The music of this movie was composed by Dhina. Audio release of the film was held on 4 July 2004. The audio was released and distributed by Maruti Music. The audio was well received and one song from the movie "Manmadha Raja" was an instant chart buster. Veturi, Bhuvanachandra, Kandikonda and Kulashekar penned lyrics for the songs in the film. The songs "Andam Guntaru", "Ninnu Choosenapudu" and "Manmadha Raja" were reused from the original.

| No. | Title | Lyrics | Artist(s) | Length |
|---|---|---|---|---|
| 1. | "Andam Guntaru" | Bhuvana Chandra | Tippu | 4:11 |
| 2. | "Vana Vana" | Kulashekar | K. S. Chithra | 4:46 |
| 3. | "Bhagyanagar Bumper" | Kandikonda | Udit Narayan, Radhika | 4:20 |
| 4. | "Sotta Bugga" | Kandikonda | S. P. Balasubrahmanyam, Swarnalatha | 4:14 |
| 5. | "Ninnu Choosenapudu" | Kulashekar | Karthik | 2:48 |
| 6. | "Manmadha Raja" | Veturi | Shankar Mahadevan, Malathi | 4:49 |

== Release and reception ==
The movie was released in India and overseas on 6 August 2004. The movie was received with positive reviews and critics praising Manoj for his portrayal of the character in the movie.

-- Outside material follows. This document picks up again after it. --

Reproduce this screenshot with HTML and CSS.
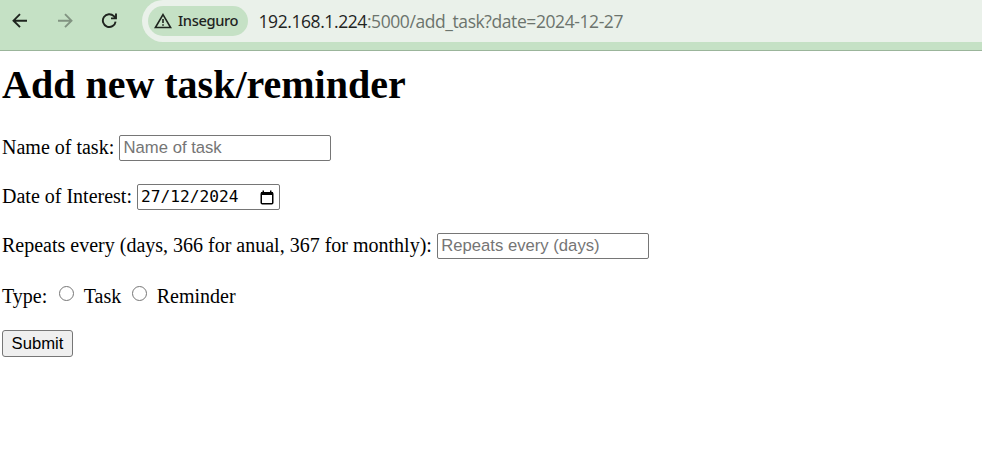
FILE: index.html
```html
<!DOCTYPE html>
<html lang="en">
<head>
<meta charset="utf-8">
<title>Add new task/reminder</title>
<link rel="stylesheet" href="styles.css">
</head>
<body>
<header class="toolbar">
  <nav class="nav">
    <svg class="icon" viewBox="0 0 16 16"><path d="M15 7.7H1.5M8 1.2L1.5 7.7L8 14.2"/></svg>
    <svg class="icon icon-disabled" viewBox="0 0 16 16"><path d="M1 7.7H14.5M8 1.2L14.5 7.7L8 14.2"/></svg>
    <svg class="icon" viewBox="0 0 16 16"><path d="M14.6 8.6A6.4 6.4 0 1 1 12.9 3.2L14.8 5.2M15 .4V5.4H10"/></svg>
  </nav>
  <div class="address">
    <div class="chip">
      <svg class="warning" viewBox="0 0 18 16"><path d="M9 1.6L16.6 14.5H1.4Z"/><path d="M9 6V10M9 11.2V12.8"/></svg>
      <span class="chip-text">Inseguro</span>
    </div>
    <div class="url"><span class="host">192.168.1.224</span><span class="path">:5000/add_task?date=2024-12-27</span></div>
  </div>
</header>
<main class="page">
  <h1 class="title">Add new task/reminder</h1>
  <form>
    <div class="row row-name"><label class="label" for="name">Name of task:</label><input class="field" id="name" type="text" placeholder="Name of task"></div>
    <div class="row row-date"><span class="label">Date of Interest:</span><div class="field date"><span class="date-text">27/12/2024</span><svg class="calendar" viewBox="0 0 14 15"><rect class="outline" x="1.25" y="2.75" width="11.5" height="11" rx="1"/><path class="solid" d="M1 2H13V5H1ZM2.5 .5H4V2H2.5ZM10 .5H11.5V2H10Z"/></svg></div></div>
    <div class="row row-repeat"><label class="label" for="repeat">Repeats every (days, 366 for anual, 367 for monthly):</label><input class="field" id="repeat" type="text" placeholder="Repeats every (days)"></div>
    <div class="row row-type"><span>Type:</span><input class="radio" id="task" type="radio" name="type"><label for="task">Task</label><input class="radio radio-second" id="reminder" type="radio" name="type"><label for="reminder">Reminder</label></div>
    <button class="submit" type="button">Submit</button>
  </form>
</main>
</body>
</html>
```
FILE: styles.css
```css
* { box-sizing: border-box; }
body {
  margin: 0;
  background: #fff;
  color: #000;
  font: 20px/23px "Liberation Serif", serif;
}
.toolbar {
  display: flex;
  align-items: flex-start;
  height: 51px;
  background: #c5e1c5;
  border-bottom: 1px solid #9bb59b;
}
.nav {
  display: flex;
  gap: 28.7px;
  width: 142px;
  padding: 13px 0 0 12px;
}
.icon {
  width: 16px;
  height: 16px;
  fill: none;
  stroke: #1f241f;
  stroke-width: 1.9;
}
.icon-disabled { stroke: #819381; }
.address {
  display: flex;
  flex: 1;
  align-items: center;
  height: 42px;
  padding-left: 6px;
  background: #eaf1ea;
  border-radius: 21px 0 0 21px;
}
.chip {
  display: flex;
  align-items: center;
  width: 100px;
  height: 30px;
  padding-left: 6px;
  background: #c5e1c5;
  border-radius: 15px;
}
.warning {
  width: 18px;
  height: 16px;
  fill: none;
  stroke: #1f241f;
  stroke-width: 1.6;
}
.chip-text {
  margin: -2px 0 0 6px;
  color: #1f241f;
  font: 500 14.7px/20px "Noto Sans", sans-serif;
  letter-spacing: -0.38px;
}
.url {
  margin-left: 10.5px;
  font: 17.5px/24px "Open Sans", sans-serif;
  letter-spacing: -0.42px;
  white-space: nowrap;
}
.host { color: #1f241f; }
.path { color: #6c746d; }
.page { padding: 11px 2px 0; }
.title {
  margin: 0;
  font-size: 40px;
  line-height: 46px;
}
.row {
  display: flex;
  align-items: center;
  height: 26px;
  white-space: nowrap;
}
.row-name { margin-top: 27px; }
.row-date, .row-repeat { margin-top: 23px; }
.row-type { margin-top: 24px; }
.label { margin-top: -2px; }
.field {
  width: 212px;
  height: 26px;
  margin: 0 0 0 5px;
  padding: 0 3.4px;
  background: #fff;
  border: 1px solid #767676;
  border-radius: 2px;
  font: 16.667px/22px "Liberation Sans", sans-serif;
}
.field::placeholder { color: #757575; opacity: 1; }
.date {
  display: flex;
  align-items: center;
  justify-content: space-between;
  width: 143px;
  padding: 0 5px 0 3px;
}
.date-text {
  font: 16.2px/22px "DejaVu Sans Mono", monospace;
}
.calendar { width: 14px; height: 15px; }
.outline { fill: none; stroke: #000; stroke-width: 1.5; }
.solid { fill: #000; }
.radio {
  appearance: none;
  width: 15px;
  height: 15px;
  margin: -6px 9.5px 0 12px;
  border: 1px solid #767676;
  border-radius: 50%;
}
.radio-second { margin-left: 11px; }
.submit {
  display: block;
  width: 71px;
  height: 27px;
  margin-top: 21px;
  padding: 0;
  background: #efefef;
  border: 1px solid #767676;
  border-radius: 3px;
  color: #000;
  font: 16.667px/22px "Liberation Sans", sans-serif;
}
```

Jeevi of Idlebrain gave 3.35 of 5 rating for the movie and commented that Manoj has lived up to the expectations and that he had shown a lot of promise. Telugu Cinema wrote "[Screenplay] is pretty good. First half is slow, second half is good. [..] Everything about the film is on a high note, the adrenalin-flowing kind, the director not making any pretense of making a classy product, but getting straight down to the brass tacks. What holds the film together is the scripting and narrative style, which though a bit crude and lacking in finesse is fast paced, and racy, at times weird and unusual, the likes of which one hasn't seen in earlier films. The director is focused on what he wants and there are no lagging moments." The movie fared well at the box office.